Start of INPUT DATA

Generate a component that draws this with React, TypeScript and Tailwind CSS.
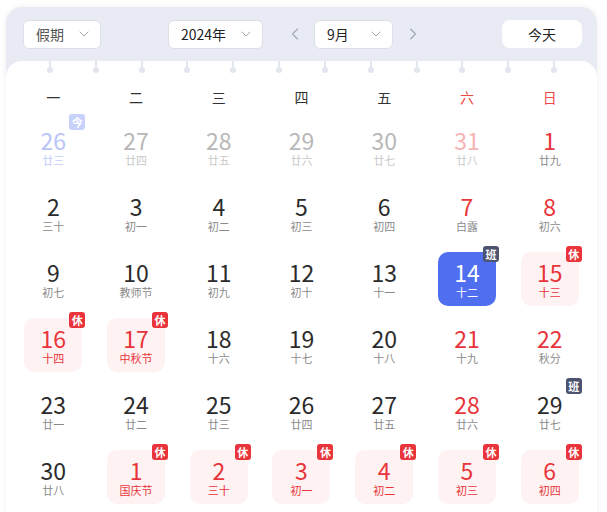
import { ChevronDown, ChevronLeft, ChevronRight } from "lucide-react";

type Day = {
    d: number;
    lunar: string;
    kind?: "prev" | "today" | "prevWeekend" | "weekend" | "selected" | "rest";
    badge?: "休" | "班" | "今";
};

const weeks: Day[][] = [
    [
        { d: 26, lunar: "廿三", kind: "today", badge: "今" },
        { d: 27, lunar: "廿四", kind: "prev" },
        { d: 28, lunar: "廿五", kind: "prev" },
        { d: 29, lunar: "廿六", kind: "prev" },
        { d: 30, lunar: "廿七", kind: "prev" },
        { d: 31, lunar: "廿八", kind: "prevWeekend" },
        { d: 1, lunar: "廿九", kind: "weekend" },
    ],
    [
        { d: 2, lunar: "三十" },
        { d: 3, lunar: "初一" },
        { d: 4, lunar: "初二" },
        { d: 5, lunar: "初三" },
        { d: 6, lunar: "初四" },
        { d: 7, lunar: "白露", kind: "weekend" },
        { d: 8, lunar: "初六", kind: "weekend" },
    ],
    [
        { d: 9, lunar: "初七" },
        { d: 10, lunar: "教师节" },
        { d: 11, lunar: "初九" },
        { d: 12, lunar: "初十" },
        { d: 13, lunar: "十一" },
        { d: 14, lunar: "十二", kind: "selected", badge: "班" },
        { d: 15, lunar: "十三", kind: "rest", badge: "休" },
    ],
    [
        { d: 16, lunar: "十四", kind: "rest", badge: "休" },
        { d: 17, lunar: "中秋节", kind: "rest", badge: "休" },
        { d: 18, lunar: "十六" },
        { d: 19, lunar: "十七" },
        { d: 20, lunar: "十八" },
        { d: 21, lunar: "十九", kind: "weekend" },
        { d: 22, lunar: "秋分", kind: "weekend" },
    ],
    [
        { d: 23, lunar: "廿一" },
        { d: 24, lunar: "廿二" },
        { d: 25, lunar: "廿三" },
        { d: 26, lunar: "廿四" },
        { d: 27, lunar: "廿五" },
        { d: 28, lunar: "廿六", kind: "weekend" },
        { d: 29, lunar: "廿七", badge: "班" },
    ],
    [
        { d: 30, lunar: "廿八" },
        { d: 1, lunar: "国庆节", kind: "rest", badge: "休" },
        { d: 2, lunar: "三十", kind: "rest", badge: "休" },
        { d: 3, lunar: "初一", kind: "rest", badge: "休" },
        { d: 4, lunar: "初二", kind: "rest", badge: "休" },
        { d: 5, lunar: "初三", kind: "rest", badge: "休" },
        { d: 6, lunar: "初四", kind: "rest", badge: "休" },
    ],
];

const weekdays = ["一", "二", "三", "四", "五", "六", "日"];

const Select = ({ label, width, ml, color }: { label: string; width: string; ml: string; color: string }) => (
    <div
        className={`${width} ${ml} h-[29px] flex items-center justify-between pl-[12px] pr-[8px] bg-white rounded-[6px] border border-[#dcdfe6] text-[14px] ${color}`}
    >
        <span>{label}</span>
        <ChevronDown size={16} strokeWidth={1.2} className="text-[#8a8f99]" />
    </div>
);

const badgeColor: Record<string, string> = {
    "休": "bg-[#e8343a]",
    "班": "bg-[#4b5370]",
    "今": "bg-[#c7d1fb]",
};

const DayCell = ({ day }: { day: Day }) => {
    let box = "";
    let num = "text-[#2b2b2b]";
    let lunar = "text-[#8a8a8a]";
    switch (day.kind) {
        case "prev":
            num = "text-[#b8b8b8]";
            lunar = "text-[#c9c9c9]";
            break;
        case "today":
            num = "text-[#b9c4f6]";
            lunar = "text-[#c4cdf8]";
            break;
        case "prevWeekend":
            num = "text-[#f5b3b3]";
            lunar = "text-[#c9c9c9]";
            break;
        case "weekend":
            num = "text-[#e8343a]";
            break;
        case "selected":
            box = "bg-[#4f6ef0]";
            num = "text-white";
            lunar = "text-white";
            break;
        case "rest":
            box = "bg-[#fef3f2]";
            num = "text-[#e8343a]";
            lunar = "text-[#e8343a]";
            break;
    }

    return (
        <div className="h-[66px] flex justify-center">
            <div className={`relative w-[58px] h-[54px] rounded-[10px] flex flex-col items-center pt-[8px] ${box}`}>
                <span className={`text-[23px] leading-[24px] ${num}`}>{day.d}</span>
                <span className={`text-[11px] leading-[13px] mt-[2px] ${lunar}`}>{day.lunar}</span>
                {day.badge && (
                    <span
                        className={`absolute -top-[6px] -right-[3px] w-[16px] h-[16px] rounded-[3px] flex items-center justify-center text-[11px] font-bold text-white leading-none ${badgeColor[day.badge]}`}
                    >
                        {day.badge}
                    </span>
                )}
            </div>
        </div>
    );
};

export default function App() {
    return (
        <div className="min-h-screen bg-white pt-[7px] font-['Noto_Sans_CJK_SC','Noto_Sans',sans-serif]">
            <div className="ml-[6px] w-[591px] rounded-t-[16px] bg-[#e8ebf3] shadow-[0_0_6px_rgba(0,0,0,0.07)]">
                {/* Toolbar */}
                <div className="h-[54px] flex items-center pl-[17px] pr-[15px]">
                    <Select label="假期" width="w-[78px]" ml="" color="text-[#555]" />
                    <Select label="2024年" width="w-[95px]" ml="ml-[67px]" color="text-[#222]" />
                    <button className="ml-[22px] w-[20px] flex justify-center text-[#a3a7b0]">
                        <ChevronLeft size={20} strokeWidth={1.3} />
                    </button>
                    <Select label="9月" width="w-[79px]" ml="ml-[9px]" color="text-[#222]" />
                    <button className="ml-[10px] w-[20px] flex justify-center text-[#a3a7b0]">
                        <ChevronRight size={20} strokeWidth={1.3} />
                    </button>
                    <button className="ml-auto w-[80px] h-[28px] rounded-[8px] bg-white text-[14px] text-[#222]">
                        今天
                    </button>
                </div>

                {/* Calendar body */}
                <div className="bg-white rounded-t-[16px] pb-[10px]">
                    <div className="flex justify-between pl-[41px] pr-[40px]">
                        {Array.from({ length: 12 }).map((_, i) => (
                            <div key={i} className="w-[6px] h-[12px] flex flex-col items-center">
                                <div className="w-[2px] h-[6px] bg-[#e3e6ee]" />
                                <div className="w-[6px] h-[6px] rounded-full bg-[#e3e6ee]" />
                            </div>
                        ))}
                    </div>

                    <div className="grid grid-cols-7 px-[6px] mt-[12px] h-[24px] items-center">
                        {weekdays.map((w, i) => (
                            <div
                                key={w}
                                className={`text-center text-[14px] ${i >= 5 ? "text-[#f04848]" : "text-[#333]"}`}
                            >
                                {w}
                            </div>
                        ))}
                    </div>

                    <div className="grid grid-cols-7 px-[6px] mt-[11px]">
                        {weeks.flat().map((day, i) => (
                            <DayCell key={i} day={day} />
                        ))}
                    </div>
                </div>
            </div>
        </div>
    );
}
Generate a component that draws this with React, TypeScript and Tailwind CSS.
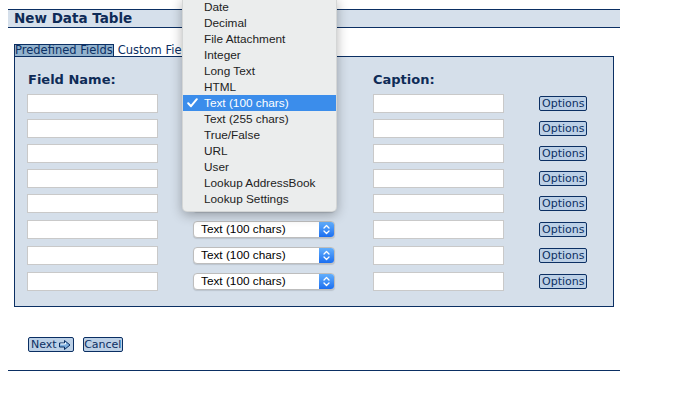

End of INPUT DATA

AIM: Keep every word of the data as it is when you write it out, but drop the pictures.

THE COMPLETED TASK:
Generate a component that draws this with React, TypeScript and Tailwind CSS.
import { ChevronDown, ChevronLeft, ChevronRight } from "lucide-react";

type Day = {
    d: number;
    lunar: string;
    kind?: "prev" | "today" | "prevWeekend" | "weekend" | "selected" | "rest";
    badge?: "休" | "班" | "今";
};

const weeks: Day[][] = [
    [
        { d: 26, lunar: "廿三", kind: "today", badge: "今" },
        { d: 27, lunar: "廿四", kind: "prev" },
        { d: 28, lunar: "廿五", kind: "prev" },
        { d: 29, lunar: "廿六", kind: "prev" },
        { d: 30, lunar: "廿七", kind: "prev" },
        { d: 31, lunar: "廿八", kind: "prevWeekend" },
        { d: 1, lunar: "廿九", kind: "weekend" },
    ],
    [
        { d: 2, lunar: "三十" },
        { d: 3, lunar: "初一" },
        { d: 4, lunar: "初二" },
        { d: 5, lunar: "初三" },
        { d: 6, lunar: "初四" },
        { d: 7, lunar: "白露", kind: "weekend" },
        { d: 8, lunar: "初六", kind: "weekend" },
    ],
    [
        { d: 9, lunar: "初七" },
        { d: 10, lunar: "教师节" },
        { d: 11, lunar: "初九" },
        { d: 12, lunar: "初十" },
        { d: 13, lunar: "十一" },
        { d: 14, lunar: "十二", kind: "selected", badge: "班" },
        { d: 15, lunar: "十三", kind: "rest", badge: "休" },
    ],
    [
        { d: 16, lunar: "十四", kind: "rest", badge: "休" },
        { d: 17, lunar: "中秋节", kind: "rest", badge: "休" },
        { d: 18, lunar: "十六" },
        { d: 19, lunar: "十七" },
        { d: 20, lunar: "十八" },
        { d: 21, lunar: "十九", kind: "weekend" },
        { d: 22, lunar: "秋分", kind: "weekend" },
    ],
    [
        { d: 23, lunar: "廿一" },
        { d: 24, lunar: "廿二" },
        { d: 25, lunar: "廿三" },
        { d: 26, lunar: "廿四" },
        { d: 27, lunar: "廿五" },
        { d: 28, lunar: "廿六", kind: "weekend" },
        { d: 29, lunar: "廿七", badge: "班" },
    ],
    [
        { d: 30, lunar: "廿八" },
        { d: 1, lunar: "国庆节", kind: "rest", badge: "休" },
        { d: 2, lunar: "三十", kind: "rest", badge: "休" },
        { d: 3, lunar: "初一", kind: "rest", badge: "休" },
        { d: 4, lunar: "初二", kind: "rest", badge: "休" },
        { d: 5, lunar: "初三", kind: "rest", badge: "休" },
        { d: 6, lunar: "初四", kind: "rest", badge: "休" },
    ],
];

const weekdays = ["一", "二", "三", "四", "五", "六", "日"];

const Select = ({ label, width, ml, color }: { label: string; width: string; ml: string; color: string }) => (
    <div
        className={`${width} ${ml} h-[29px] flex items-center justify-between pl-[12px] pr-[8px] bg-white rounded-[6px] border border-[#dcdfe6] text-[14px] ${color}`}
    >
        <span>{label}</span>
        <ChevronDown size={16} strokeWidth={1.2} className="text-[#8a8f99]" />
    </div>
);

const badgeColor: Record<string, string> = {
    "休": "bg-[#e8343a]",
    "班": "bg-[#4b5370]",
    "今": "bg-[#c7d1fb]",
};

const DayCell = ({ day }: { day: Day }) => {
    let box = "";
    let num = "text-[#2b2b2b]";
    let lunar = "text-[#8a8a8a]";
    switch (day.kind) {
        case "prev":
            num = "text-[#b8b8b8]";
            lunar = "text-[#c9c9c9]";
            break;
        case "today":
            num = "text-[#b9c4f6]";
            lunar = "text-[#c4cdf8]";
            break;
        case "prevWeekend":
            num = "text-[#f5b3b3]";
            lunar = "text-[#c9c9c9]";
            break;
        case "weekend":
            num = "text-[#e8343a]";
            break;
        case "selected":
            box = "bg-[#4f6ef0]";
            num = "text-white";
            lunar = "text-white";
            break;
        case "rest":
            box = "bg-[#fef3f2]";
            num = "text-[#e8343a]";
            lunar = "text-[#e8343a]";
            break;
    }

    return (
        <div className="h-[66px] flex justify-center">
            <div className={`relative w-[58px] h-[54px] rounded-[10px] flex flex-col items-center pt-[8px] ${box}`}>
                <span className={`text-[23px] leading-[24px] ${num}`}>{day.d}</span>
                <span className={`text-[11px] leading-[13px] mt-[2px] ${lunar}`}>{day.lunar}</span>
                {day.badge && (
                    <span
                        className={`absolute -top-[6px] -right-[3px] w-[16px] h-[16px] rounded-[3px] flex items-center justify-center text-[11px] font-bold text-white leading-none ${badgeColor[day.badge]}`}
                    >
                        {day.badge}
                    </span>
                )}
            </div>
        </div>
    );
};

export default function App() {
    return (
        <div className="min-h-screen bg-white pt-[7px] font-['Noto_Sans_CJK_SC','Noto_Sans',sans-serif]">
            <div className="ml-[6px] w-[591px] rounded-t-[16px] bg-[#e8ebf3] shadow-[0_0_6px_rgba(0,0,0,0.07)]">
                {/* Toolbar */}
                <div className="h-[54px] flex items-center pl-[17px] pr-[15px]">
                    <Select label="假期" width="w-[78px]" ml="" color="text-[#555]" />
                    <Select label="2024年" width="w-[95px]" ml="ml-[67px]" color="text-[#222]" />
                    <button className="ml-[22px] w-[20px] flex justify-center text-[#a3a7b0]">
                        <ChevronLeft size={20} strokeWidth={1.3} />
                    </button>
                    <Select label="9月" width="w-[79px]" ml="ml-[9px]" color="text-[#222]" />
                    <button className="ml-[10px] w-[20px] flex justify-center text-[#a3a7b0]">
                        <ChevronRight size={20} strokeWidth={1.3} />
                    </button>
                    <button className="ml-auto w-[80px] h-[28px] rounded-[8px] bg-white text-[14px] text-[#222]">
                        今天
                    </button>
                </div>

                {/* Calendar body */}
                <div className="bg-white rounded-t-[16px] pb-[10px]">
                    <div className="flex justify-between pl-[41px] pr-[40px]">
                        {Array.from({ length: 12 }).map((_, i) => (
                            <div key={i} className="w-[6px] h-[12px] flex flex-col items-center">
                                <div className="w-[2px] h-[6px] bg-[#e3e6ee]" />
                                <div className="w-[6px] h-[6px] rounded-full bg-[#e3e6ee]" />
                            </div>
                        ))}
                    </div>

                    <div className="grid grid-cols-7 px-[6px] mt-[12px] h-[24px] items-center">
                        {weekdays.map((w, i) => (
                            <div
                                key={w}
                                className={`text-center text-[14px] ${i >= 5 ? "text-[#f04848]" : "text-[#333]"}`}
                            >
                                {w}
                            </div>
                        ))}
                    </div>

                    <div className="grid grid-cols-7 px-[6px] mt-[11px]">
                        {weeks.flat().map((day, i) => (
                            <DayCell key={i} day={day} />
                        ))}
                    </div>
                </div>
            </div>
        </div>
    );
}
Generate a component that draws this with React, TypeScript and Tailwind CSS.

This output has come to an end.